Turner Broadcasting System (via Turner Entertainment Co.) took over the library in 1986 during Ted Turner's brief ownership of MGM/UA. When Turner sold back the MGM/UA production unit, he kept the MGM library, including the Warner Bros. Pictures films and Popeye cartoons from the A.A.P. library, for his own company.

The Warner Bros. film libraries were reunited in 1996 when Time Warner, then the parent company of Warner Bros., bought Turner. Turner remains the copyright owner in name only to the former Associated Artists Productions properties, while Warner Bros. Discovery (including Warner Bros. Pictures and Warner Bros. Clockwork) handles their distribution.

== Subsidiaries ==
- a.a.p.

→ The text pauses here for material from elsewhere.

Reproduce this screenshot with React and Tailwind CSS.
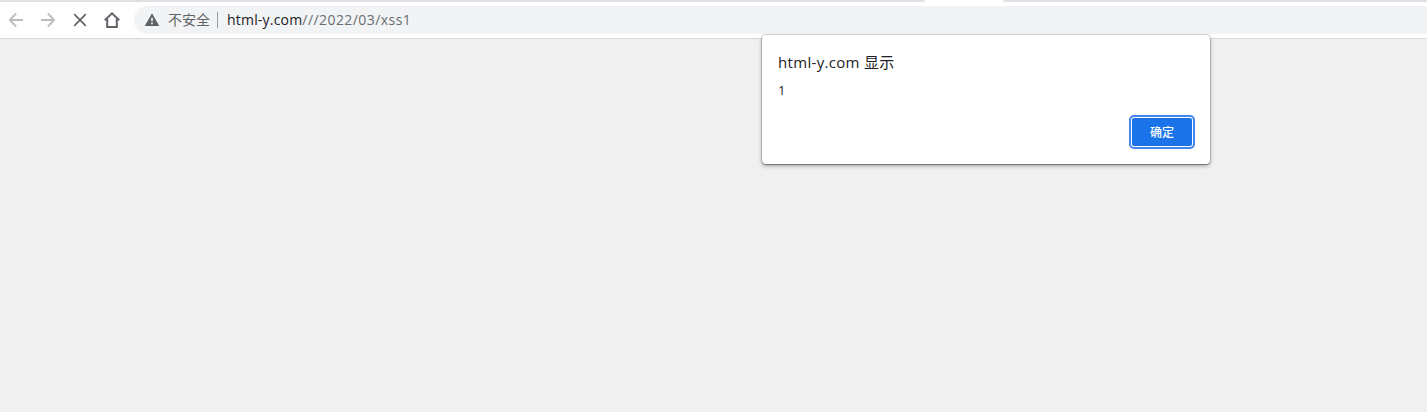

Records, Inc. was a music arm of A.A.P., which distributed the Official Popeye TV Album.
- United Telefilms Limited was the Canadian division of A.A.P., which existed around the same time. Live action films used a variation of the main A.A.P. logo, but the initials "UTL" would be spelled out, and a notice at the bottom said "Distributed in Canada by United Telefilms Limited". United Artists sold UT to a Toronto broker syndicate in April 1959 and it eventually became Seven Arts Productions Ltd.
  - United Telefilm Records was a music label of United Telefilms.
    - UT Records, Tel Records, and Warwick Records were subsidiaries of United Telefilm Records.
- Dominant Pictures Corporation was a subsidiary of A.A.P., which distributed the features that the company purchased to theaters. It re-released a number of films from the pre-1950 WB library, as well as a number of British films which A.A.P. bought the rights to. Dominant also sold and/or leased 16mm prints of WB library titles to non-theatrical rental libraries. The subsidiary was later folded into UA's main theatrical distribution arm after the company was sold to UA. Some pre-1931 WB library is considered lost.